Show every line of the records below that contains the word "table".

[Web page code records]
----------------
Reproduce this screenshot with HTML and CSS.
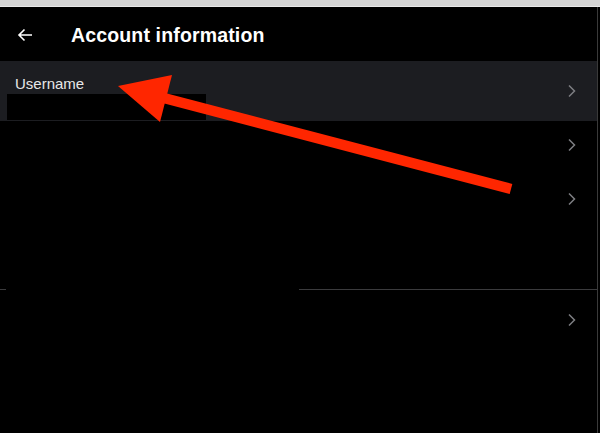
FILE: index.html
```
<!DOCTYPE html>
<html lang="en">

<head>
    <meta name="viewport" content="width=device-width, initial-scale=1.0">
    <title>Account information</title>
    <link rel="stylesheet" href="styles.css">
</head>

<body>
    <div class="top-strip"></div>
    <div id="main">
        <div class="header">
            <svg class="back" width="16" height="16" viewBox="0 0 16 16">
                <path d="M15 8H2M7.5 2.5L2 8l5.5 5.5" fill="none" stroke="#ffffff" stroke-width="1.6" />
            </svg>
            <h1 id="title">Account information</h1>
        </div>

        <div class="row row-active">
            <div class="row-body">
                <div class="row-label">Username</div>
                <div class="redacted redacted-name"></div>
            </div>
            <svg class="chevron" width="10" height="14" viewBox="0 0 10 14">
                <path d="M2 1.5L7.5 7L2 12.5" fill="none" stroke="#7d7e82" stroke-width="1.5" />
            </svg>
        </div>

        <div class="row row-short">
            <div class="row-body"></div>
            <svg class="chevron" width="10" height="14" viewBox="0 0 10 14">
                <path d="M2 1.5L7.5 7L2 12.5" fill="none" stroke="#7d7e82" stroke-width="1.5" />
            </svg>
        </div>

        <div class="row row-tall">
            <div class="row-body"></div>
            <svg class="chevron" width="10" height="14" viewBox="0 0 10 14">
                <path d="M2 1.5L7.5 7L2 12.5" fill="none" stroke="#7d7e82" stroke-width="1.5" />
            </svg>
        </div>

        <div class="divider">
            <span class="divider-line divider-start"></span>
            <span class="redacted divider-gap"></span>
            <span class="divider-line divider-rest"></span>
        </div>

        <div class="row row-last">
            <div class="row-body"></div>
            <svg class="chevron" width="10" height="14" viewBox="0 0 10 14">
                <path d="M2 1.5L7.5 7L2 12.5" fill="none" stroke="#7d7e82" stroke-width="1.5" />
            </svg>
        </div>
    </div>

    <!-- annotation arrow drawn over the screenshot -->
    <svg class="annotation" width="600" height="433" viewBox="0 0 600 433">
        <line x1="511" y1="189" x2="160" y2="97" stroke="#ff2600" stroke-width="10.5" />
        <polygon points="118,86 172,75 160,122" fill="#ff2600" />
    </svg>
</body>

</html>
```

FILE: styles.css
```
body {
    margin: 0;
    padding: 0;
    width: 600px;
    height: 433px;
    overflow: hidden;
    background: #000000;
    font-family: "Liberation Sans", Arial, Helvetica, sans-serif;
    position: relative;
}

.top-strip {
    height: 6px;
    background: #d5d5d5;
    border-bottom: 1px solid #e9e9e9;
}

#main {
    width: 597px;
    height: 426px;
    border-right: 1px solid #3a3a3a;
    display: flex;
    flex-direction: column;
}

.header {
    height: 54px;
    display: flex;
    align-items: center;
    padding-left: 17px;
    padding-top: 2px;
    box-sizing: border-box;
}

.back {
    display: block;
}

#title {
    margin: 0 0 0 38px;
    color: #ffffff;
    font-size: 19.5px;
    font-weight: bold;
    letter-spacing: 0.15px;
}

.row {
    display: flex;
    align-items: center;
    padding-right: 20px;
}

.row-body {
    flex: 1;
}

.row-active {
    height: 60px;
    background: #1c1d21;
}

.row-active .row-body {
    padding-top: 14px;
    align-self: stretch;
    display: flex;
    flex-direction: column;
}

.row-label {
    color: #e7e7e7;
    font-size: 15px;
    padding-left: 15px;
    line-height: 17px;
}

.redacted {
    background: #000000;
}

.redacted-name {
    margin: 2px 0 0 7px;
    width: 199px;
    height: 26px;
}

.row-short {
    height: 48px;
}

.row-tall {
    height: 120px;
    align-items: flex-start;
}

.row-tall .chevron {
    margin-top: 23px;
}

.divider {
    display: flex;
    height: 1px;
}

.divider-line {
    background: #3b3b3d;
}

.divider-start {
    width: 6px;
}

.divider-gap {
    width: 293px;
}

.divider-rest {
    flex: 1;
}

.row-last {
    height: 60px;
}

.chevron {
    display: block;
}

.annotation {
    position: absolute;
    top: 0;
    left: 0;
    pointer-events: none;
}
```
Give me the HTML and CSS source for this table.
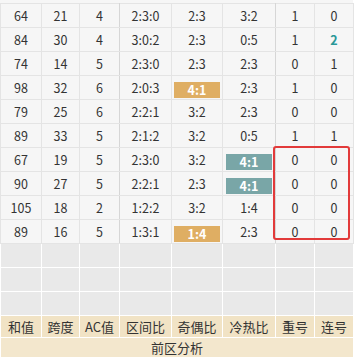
FILE: index.html
```html
<!DOCTYPE html>
<html lang="zh">
<head>
<meta charset="utf-8">
<link rel="stylesheet" href="styles.css">
</head>
<body>
<div class="wrap">
  <table class="grid">
    <colgroup>
      <col class="c1"><col class="c2"><col class="c3"><col class="c4"><col class="c5"><col class="c6"><col class="c7"><col class="c8">
    </colgroup>
    <tbody class="data">
      <tr><td>64</td><td>21</td><td class="sep">4</td><td>2:3:0</td><td>2:3</td><td class="sep">3:2</td><td>1</td><td>0</td></tr>
      <tr><td>84</td><td>30</td><td class="sep">4</td><td>3:0:2</td><td>2:3</td><td class="sep">0:5</td><td>1</td><td><b class="hot">2</b></td></tr>
      <tr><td>74</td><td>14</td><td class="sep">5</td><td>2:3:0</td><td>2:3</td><td class="sep">2:3</td><td>0</td><td>1</td></tr>
      <tr><td>98</td><td>32</td><td class="sep">6</td><td>2:0:3</td><td><span class="tag orange">4:1</span></td><td class="sep">2:3</td><td>1</td><td>0</td></tr>
      <tr><td>79</td><td>25</td><td class="sep">6</td><td>2:2:1</td><td>3:2</td><td class="sep">2:3</td><td>0</td><td>0</td></tr>
      <tr class="group"><td>89</td><td>33</td><td class="sep">5</td><td>2:1:2</td><td>3:2</td><td class="sep">0:5</td><td>1</td><td>1</td></tr>
      <tr><td>67</td><td>19</td><td class="sep">5</td><td>2:3:0</td><td>3:2</td><td class="sep"><span class="tag teal">4:1</span></td><td>0</td><td>0</td></tr>
      <tr><td>90</td><td>27</td><td class="sep">5</td><td>2:2:1</td><td>2:3</td><td class="sep"><span class="tag teal">4:1</span></td><td>0</td><td>0</td></tr>
      <tr><td>105</td><td>18</td><td class="sep">2</td><td>1:2:2</td><td>3:2</td><td class="sep">1:4</td><td>0</td><td>0</td></tr>
      <tr><td>89</td><td>16</td><td class="sep">5</td><td>1:3:1</td><td><span class="tag orange">1:4</span></td><td class="sep">2:3</td><td>0</td><td>0</td></tr>
    </tbody>
    <tbody class="blank">
      <tr><td></td><td></td><td></td><td></td><td></td><td></td><td></td><td></td></tr>
      <tr><td></td><td></td><td></td><td></td><td></td><td></td><td></td><td></td></tr>
      <tr><td></td><td></td><td></td><td></td><td></td><td></td><td></td><td></td></tr>
    </tbody>
    <tbody class="head">
      <tr><td>和值</td><td>跨度</td><td>AC值</td><td>区间比</td><td>奇偶比</td><td>冷热比</td><td>重号</td><td>连号</td></tr>
      <tr class="title"><td colspan="8">前区分析</td></tr>
    </tbody>
  </table>
  <div class="mark"></div>
</div>
</body>
</html>
```
FILE: styles.css
```css
html, body {
  margin: 0;
  padding: 0;
  background: #ffffff;
}
body {
  font-family: "Noto Sans CJK SC", "Noto Sans", sans-serif;
  color: #333333;
}
.wrap {
  position: relative;
  width: 353px;
  padding-top: 3px;
  background: #f6f6f6;
}
.grid {
  width: 353px;
  table-layout: fixed;
  border-collapse: collapse;
}
.c1 { width: 41px; }
.c2 { width: 38px; }
.c3 { width: 40px; }
.c4 { width: 52px; }
.c5 { width: 51px; }
.c6 { width: 53px; }
.c7 { width: 39px; }
.c8 { width: 39px; }
.grid td {
  padding: 0;
  text-align: center;
  white-space: nowrap;
}
.data td {
  height: 23px;
  background: #f6f6f6;
  border: 1px solid #e4e4e4;
  font-size: 12.5px;
  line-height: 23px;
}
.data td.sep {
  border-right-color: #d6d6d6;
}
.data tr.group td {
  border-top: 1px solid #cfcfcf;
}
.hot {
  color: #2a9898;
  font-weight: bold;
}
.tag {
  display: inline-block;
  width: 46px;
  height: 16px;
  line-height: 16px;
  color: #ffffff;
  font-weight: bold;
  vertical-align: middle;
}
.orange { background: #dfae63; }
.teal { background: #79a6a7; }
.blank td {
  height: 23px;
  background: #e9e9e9;
  border: 1px solid #ffffff;
}
.head td {
  height: 21px;
  background: #f1e3c5;
  border: 1px solid #ffffff;
  font-size: 13px;
  line-height: 21px;
  color: #333333;
}
.head tr.title td {
  height: 19px;
  background: #f3e7cd;
  line-height: 19px;
}
.mark {
  position: absolute;
  left: 273px;
  top: 146px;
  width: 73px;
  height: 90px;
  border: 2px solid #e23a3a;
  border-radius: 3px;
}
```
----------------
• Output of the exercise
Give me the HTML and CSS source for this table.
  <table class="grid">
  </table>
  table-layout: fixed;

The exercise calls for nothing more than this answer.